All of the lines below are to be transcribed faithfully, with pictures excluded from the copy.
[Start Material provided]
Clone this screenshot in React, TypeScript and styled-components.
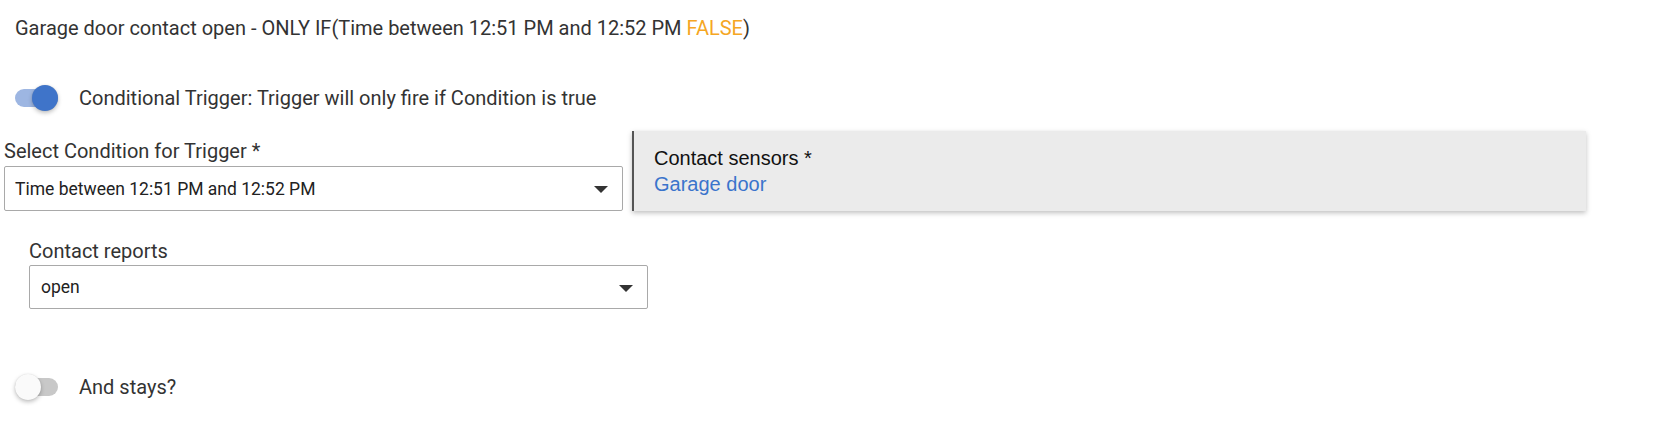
import styled, { createGlobalStyle } from 'styled-components';

const GlobalStyle = createGlobalStyle`
  body {
    margin: 0;
    background: #fff;
    font-family: Roboto, "Noto Sans", sans-serif;
    color: #333;
  }
`;

export default function App() {
  return (
    <Page>
      <GlobalStyle />
      <Title>
        Garage door contact open - ONLY IF(Time between 12:51 PM and 12:52 PM <False>FALSE</False>)
      </Title>

      <ToggleRow $top={45}>
        <Switch>
          <Track $on />
          <Thumb $on />
        </Switch>
        <ToggleLabel>Conditional Trigger: Trigger will only fire if Condition is true</ToggleLabel>
      </ToggleRow>

      <ConditionRow>
        <Field>
          <FieldLabel>Select Condition for Trigger *</FieldLabel>
          <SelectBox $pad={10}>
            <SelectValue>Time between 12:51 PM and 12:52 PM</SelectValue>
            <Caret />
          </SelectBox>
        </Field>
        <DevicePanel>
          <PanelTitle>Contact sensors *</PanelTitle>
          <PanelValue>Garage door</PanelValue>
        </DevicePanel>
      </ConditionRow>

      <Indented>
        <Field>
          <FieldLabel>Contact reports</FieldLabel>
          <SelectBox $pad={11}>
            <SelectValue>open</SelectValue>
            <Caret />
          </SelectBox>
        </Field>
      </Indented>

      <ToggleRow $top={65}>
        <Switch>
          <Track />
          <Thumb />
        </Switch>
        <ToggleLabel>And stays?</ToggleLabel>
      </ToggleRow>
    </Page>
  );
}

const Page = styled.div`
  width: 1655px;
  height: 447px;
  box-sizing: border-box;
  padding-top: 16px;
  display: flex;
  flex-direction: column;
`;

const Title = styled.div`
  margin-left: 15px;
  font-size: 20px;
  line-height: 24px;
  color: #333;
`;

const False = styled.span`
  color: #f5a623;
`;

const ToggleRow = styled.div<{ $top: number }>`
  margin-top: ${p => p.$top}px;
  margin-left: 14px;
  display: flex;
  align-items: center;
  gap: 21px;
  height: 26px;
`;

const Switch = styled.div`
  position: relative;
  width: 44px;
  height: 26px;
  flex: none;
`;

const Track = styled.div<{ $on?: boolean }>`
  position: absolute;
  left: 1px;
  top: 4px;
  width: 43px;
  height: 18px;
  border-radius: 9px;
  background: ${p => (p.$on ? '#9db6e2' : '#c8c8c8')};
`;

const Thumb = styled.div<{ $on?: boolean }>`
  position: absolute;
  top: 0;
  left: ${p => (p.$on ? '18px' : '1px')};
  width: 26px;
  height: 26px;
  border-radius: 50%;
  background: ${p => (p.$on ? '#3f74c9' : '#fafafa')};
  box-shadow: 0 2px 4px rgba(0, 0, 0, 0.25), 0 0 1px rgba(0, 0, 0, 0.15);
`;

const ToggleLabel = styled.span`
  font-size: 20px;
  color: #333;
`;

const ConditionRow = styled.div`
  margin-top: 20px;
  margin-left: 4px;
  display: flex;
  align-items: flex-end;
  gap: 9px;
`;

const Field = styled.div`
  width: 619px;
  display: flex;
  flex-direction: column;
`;

const FieldLabel = styled.label`
  font-size: 20px;
  line-height: 24px;
  color: #333;
  margin-bottom: 3px;
`;

const SelectBox = styled.div<{ $pad: number }>`
  height: 45px;
  box-sizing: border-box;
  border: 1px solid #a9a9a9;
  border-radius: 2px;
  display: flex;
  align-items: center;
  padding: 0 14px 0 ${p => p.$pad}px;
`;

const SelectValue = styled.span`
  flex: 1;
  font-size: 17.5px;
  color: #222;
`;

const Caret = styled.span`
  width: 0;
  height: 0;
  margin-top: 2px;
  border-left: 7px solid transparent;
  border-right: 7px solid transparent;
  border-top: 7px solid #333;
`;

const DevicePanel = styled.div`
  width: 954px;
  height: 80px;
  box-sizing: border-box;
  background: #ebebeb;
  border-left: 2px solid #555;
  box-shadow: 0 2px 5px rgba(0, 0, 0, 0.25);
  padding: 14px 0 0 20px;
  font-family: "Liberation Sans", Arial, sans-serif;
`;

const PanelTitle = styled.div`
  font-size: 20px;
  line-height: 26px;
  color: #111;
`;

const PanelValue = styled.div`
  font-size: 20px;
  line-height: 26px;
  color: #3a74cc;
`;

const Indented = styled.div`
  margin-top: 28px;
  margin-left: 29px;

  ${FieldLabel} {
    margin-bottom: 2px;
  }

  ${SelectBox} {
    height: 44px;
  }
`;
[End Material provided]
Final answer:
Clone this screenshot in React, TypeScript and styled-components.
import styled, { createGlobalStyle } from 'styled-components';

const GlobalStyle = createGlobalStyle`
  body {
    margin: 0;
    background: #fff;
    font-family: Roboto, "Noto Sans", sans-serif;
    color: #333;
  }
`;

export default function App() {
  return (
    <Page>
      <GlobalStyle />
      <Title>
        Garage door contact open - ONLY IF(Time between 12:51 PM and 12:52 PM <False>FALSE</False>)
      </Title>

      <ToggleRow $top={45}>
        <Switch>
          <Track $on />
          <Thumb $on />
        </Switch>
        <ToggleLabel>Conditional Trigger: Trigger will only fire if Condition is true</ToggleLabel>
      </ToggleRow>

      <ConditionRow>
        <Field>
          <FieldLabel>Select Condition for Trigger *</FieldLabel>
          <SelectBox $pad={10}>
            <SelectValue>Time between 12:51 PM and 12:52 PM</SelectValue>
            <Caret />
          </SelectBox>
        </Field>
        <DevicePanel>
          <PanelTitle>Contact sensors *</PanelTitle>
          <PanelValue>Garage door</PanelValue>
        </DevicePanel>
      </ConditionRow>

      <Indented>
        <Field>
          <FieldLabel>Contact reports</FieldLabel>
          <SelectBox $pad={11}>
            <SelectValue>open</SelectValue>
            <Caret />
          </SelectBox>
        </Field>
      </Indented>

      <ToggleRow $top={65}>
        <Switch>
          <Track />
          <Thumb />
        </Switch>
        <ToggleLabel>And stays?</ToggleLabel>
      </ToggleRow>
    </Page>
  );
}

const Page = styled.div`
  width: 1655px;
  height: 447px;
  box-sizing: border-box;
  padding-top: 16px;
  display: flex;
  flex-direction: column;
`;

const Title = styled.div`
  margin-left: 15px;
  font-size: 20px;
  line-height: 24px;
  color: #333;
`;

const False = styled.span`
  color: #f5a623;
`;

const ToggleRow = styled.div<{ $top: number }>`
  margin-top: ${p => p.$top}px;
  margin-left: 14px;
  display: flex;
  align-items: center;
  gap: 21px;
  height: 26px;
`;

const Switch = styled.div`
  position: relative;
  width: 44px;
  height: 26px;
  flex: none;
`;

const Track = styled.div<{ $on?: boolean }>`
  position: absolute;
  left: 1px;
  top: 4px;
  width: 43px;
  height: 18px;
  border-radius: 9px;
  background: ${p => (p.$on ? '#9db6e2' : '#c8c8c8')};
`;

const Thumb = styled.div<{ $on?: boolean }>`
  position: absolute;
  top: 0;
  left: ${p => (p.$on ? '18px' : '1px')};
  width: 26px;
  height: 26px;
  border-radius: 50%;
  background: ${p => (p.$on ? '#3f74c9' : '#fafafa')};
  box-shadow: 0 2px 4px rgba(0, 0, 0, 0.25), 0 0 1px rgba(0, 0, 0, 0.15);
`;

const ToggleLabel = styled.span`
  font-size: 20px;
  color: #333;
`;

const ConditionRow = styled.div`
  margin-top: 20px;
  margin-left: 4px;
  display: flex;
  align-items: flex-end;
  gap: 9px;
`;

const Field = styled.div`
  width: 619px;
  display: flex;
  flex-direction: column;
`;

const FieldLabel = styled.label`
  font-size: 20px;
  line-height: 24px;
  color: #333;
  margin-bottom: 3px;
`;

const SelectBox = styled.div<{ $pad: number }>`
  height: 45px;
  box-sizing: border-box;
  border: 1px solid #a9a9a9;
  border-radius: 2px;
  display: flex;
  align-items: center;
  padding: 0 14px 0 ${p => p.$pad}px;
`;

const SelectValue = styled.span`
  flex: 1;
  font-size: 17.5px;
  color: #222;
`;

const Caret = styled.span`
  width: 0;
  height: 0;
  margin-top: 2px;
  border-left: 7px solid transparent;
  border-right: 7px solid transparent;
  border-top: 7px solid #333;
`;

const DevicePanel = styled.div`
  width: 954px;
  height: 80px;
  box-sizing: border-box;
  background: #ebebeb;
  border-left: 2px solid #555;
  box-shadow: 0 2px 5px rgba(0, 0, 0, 0.25);
  padding: 14px 0 0 20px;
  font-family: "Liberation Sans", Arial, sans-serif;
`;

const PanelTitle = styled.div`
  font-size: 20px;
  line-height: 26px;
  color: #111;
`;

const PanelValue = styled.div`
  font-size: 20px;
  line-height: 26px;
  color: #3a74cc;
`;

const Indented = styled.div`
  margin-top: 28px;
  margin-left: 29px;

  ${FieldLabel} {
    margin-bottom: 2px;
  }

  ${SelectBox} {
    height: 44px;
  }
`;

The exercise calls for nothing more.